** Start of Data **

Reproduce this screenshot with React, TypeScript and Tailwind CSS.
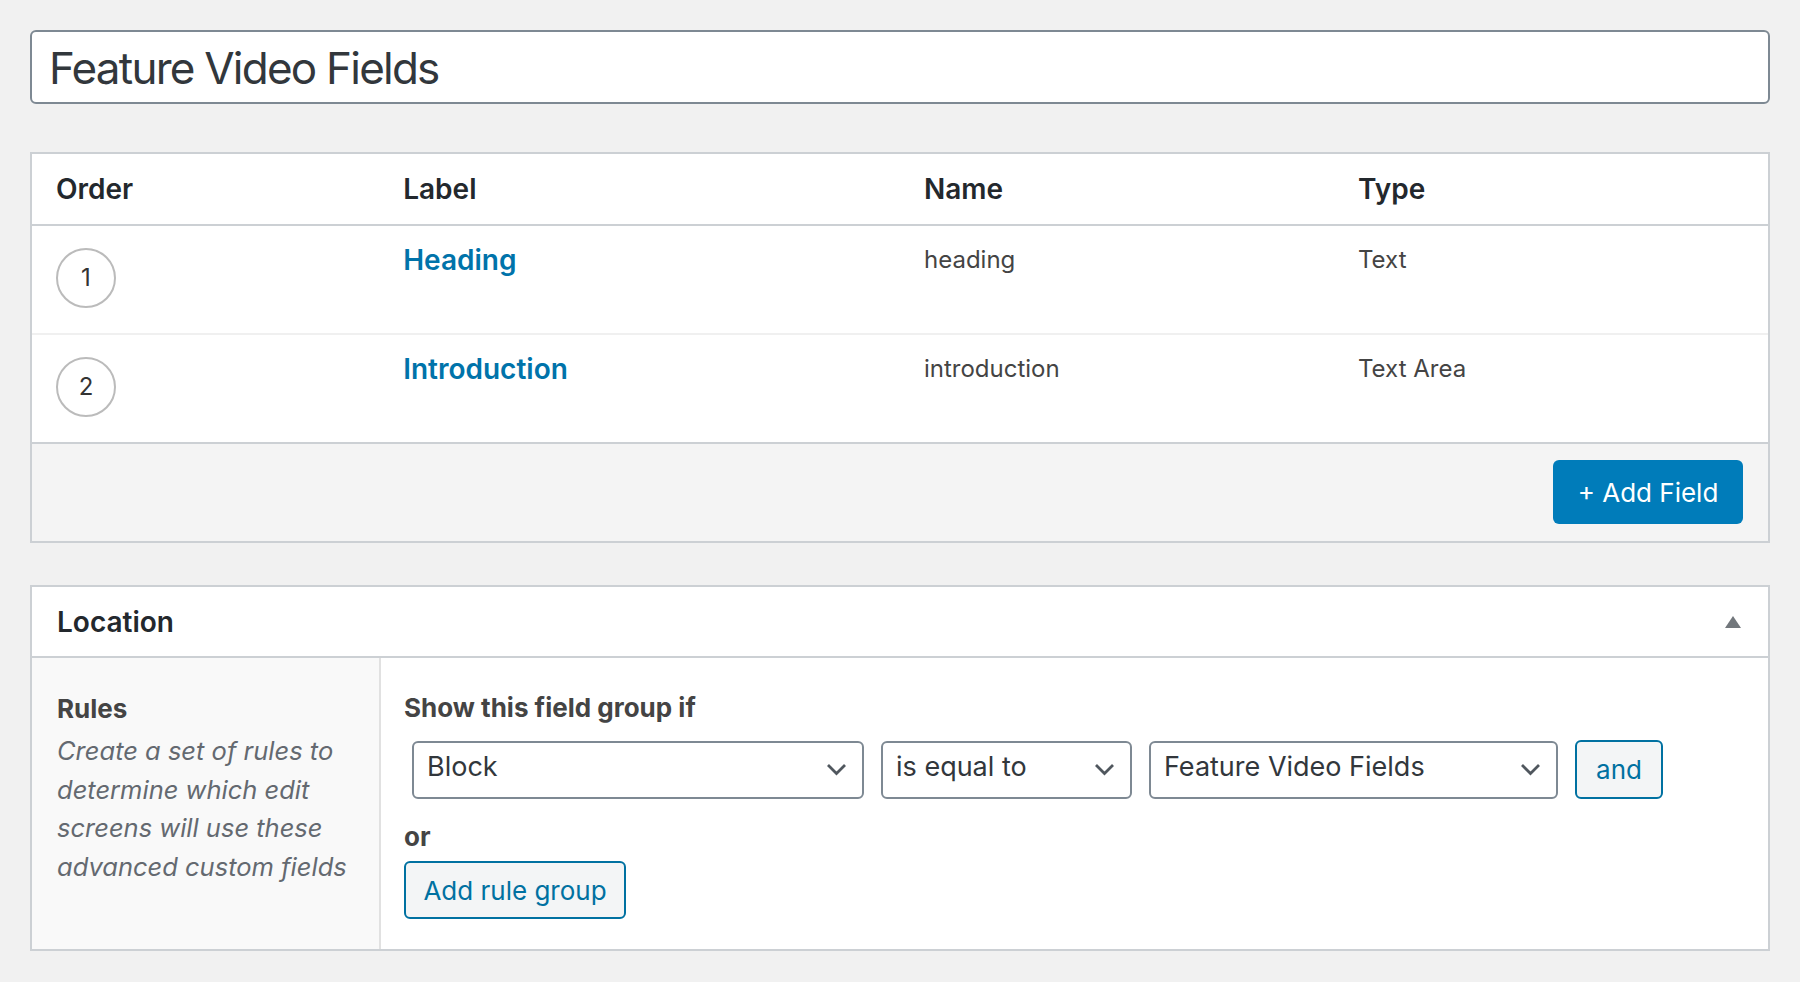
import React from 'react';

const fields = [
  { order: 1, label: 'Heading', name: 'heading', type: 'Text' },
  { order: 2, label: 'Introduction', name: 'introduction', type: 'Text Area' },
];

function Chevron() {
  return (
    <svg width="21" height="13" viewBox="0 0 21 13" className="shrink-0">
      <polyline points="2,2 10.5,10.5 19,2" fill="none" stroke="#50575e" strokeWidth="2.8" />
    </svg>
  );
}

function FakeSelect({ value, width }: { value: string; width: string }) {
  return (
    <div
      className={`${width} h-[58px] shrink-0 rounded-[6px] border-2 border-[#7e8993] bg-white flex items-center justify-between pl-[13px] pr-[15px]`}
    >
      <span className="text-[27px] text-[#32373c] leading-none -mt-[6px]">{value}</span>
      <Chevron />
    </div>
  );
}

export default function App() {
  return (
    <div className="min-h-screen bg-[#f1f1f1] px-[30px] pt-[30px] font-['Inter',sans-serif] text-[#444]">
      {/* title input */}
      <div className="h-[74px] rounded-[6px] border-2 border-[#7e8993] bg-white flex items-center pl-[17px]">
        <span className="text-[44px] tracking-[-0.04em] text-[#32373c] leading-none mt-[1px]">Feature Video Fields</span>
      </div>

      {/* fields table */}
      <div className="mt-[48px] border-2 border-[#ccd0d4] bg-white">
        <div className="grid grid-cols-[20%_30%_25%_25%] h-[72px] items-center border-b-2 border-[#ccd0d4] text-[28px] font-semibold text-[#23282d]">
          <div className="pl-[24px]">Order</div>
          <div className="pl-[24px]">Label</div>
          <div className="pl-[24px]">Name</div>
          <div className="pl-[24px]">Type</div>
        </div>
        {fields.map((f, i) => (
          <div
            key={f.order}
            className={`grid grid-cols-[20%_30%_25%_25%] h-[109px] pt-[16px] border-b-2 ${
              i === fields.length - 1 ? 'border-[#ccd0d4]' : 'border-[#f0f0f0]'
            }`}
          >
            <div className="pl-[24px]">
              <div className="mt-[6px] w-[60px] h-[60px] rounded-full border-2 border-[#bbbbbb] flex items-center justify-center text-[24px] text-[#333]">
                {f.order}
              </div>
            </div>
            <div className="pl-[24px] text-[28px] leading-[36px] font-semibold text-[#0073aa]">{f.label}</div>
            <div className="pl-[24px] text-[24px] leading-[36px] text-[#444]">{f.name}</div>
            <div className="pl-[24px] text-[24px] leading-[36px] text-[#444]">{f.type}</div>
          </div>
        ))}
        <div className="h-[97px] bg-[#f4f4f4] flex justify-end items-start pt-[16px] pr-[25px]">
          <button className="h-[64px] w-[190px] rounded-[6px] bg-[#007cba] text-white text-[26px]">+ Add Field</button>
        </div>
      </div>

      {/* location */}
      <div className="mt-[42px] border-2 border-[#ccd0d4] bg-white">
        <div className="h-[71px] flex items-center justify-between border-b-2 border-[#ccd0d4] pl-[25px] pr-[27px]">
          <span className="text-[28px] font-semibold text-[#23282d]">Location</span>
          <svg width="16" height="12" viewBox="0 0 16 12">
            <polygon points="8,0 16,12 0,12" fill="#72777c" />
          </svg>
        </div>
        <div className="flex h-[291px]">
          <div className="w-[349px] shrink-0 bg-[#f9f9f9] border-r-2 border-[#e1e1e1] pl-[25px] pt-[33px]">
            <div className="text-[26px] leading-[36px] font-bold text-[#444]">Rules</div>
            <p className="mt-[5px] text-[25.5px] leading-[38.5px] italic text-[#646970]">
              Create a set of rules to
              <br />
              determine which edit
              <br />
              screens will use these
              <br />
              advanced custom fields
            </p>
          </div>
          <div className="flex-1 pl-[23px] pt-[32px]">
            <div className="text-[26px] leading-[36px] font-bold text-[#444]">Show this field group if</div>
            <div className="mt-[14px] ml-[8px] flex items-center gap-[17px]">
              <FakeSelect value="Block" width="w-[452px]" />
              <FakeSelect value="is equal to" width="w-[251px]" />
              <FakeSelect value="Feature Video Fields" width="w-[409px]" />
              <button className="h-[59px] w-[88px] rounded-[6px] border-2 border-[#0071a1] bg-[#f3f5f6] text-[26px] text-[#0071a1]">
                and
              </button>
            </div>
            <div className="mt-[20px] text-[26px] leading-[36px] font-bold text-[#444]">or</div>
            <button className="mt-[6px] h-[58px] w-[222px] rounded-[6px] border-2 border-[#0071a1] bg-[#f3f5f6] text-[26px] text-[#0071a1]">
              Add rule group
            </button>
          </div>
        </div>
      </div>
    </div>
  );
}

** End of Data **

▶ **Description of the task**
Search the listing for the word "React". Copy every line in which it occurs.

▶ **Answer to this task**
Reproduce this screenshot with React, TypeScript and Tailwind CSS.
import React from 'react';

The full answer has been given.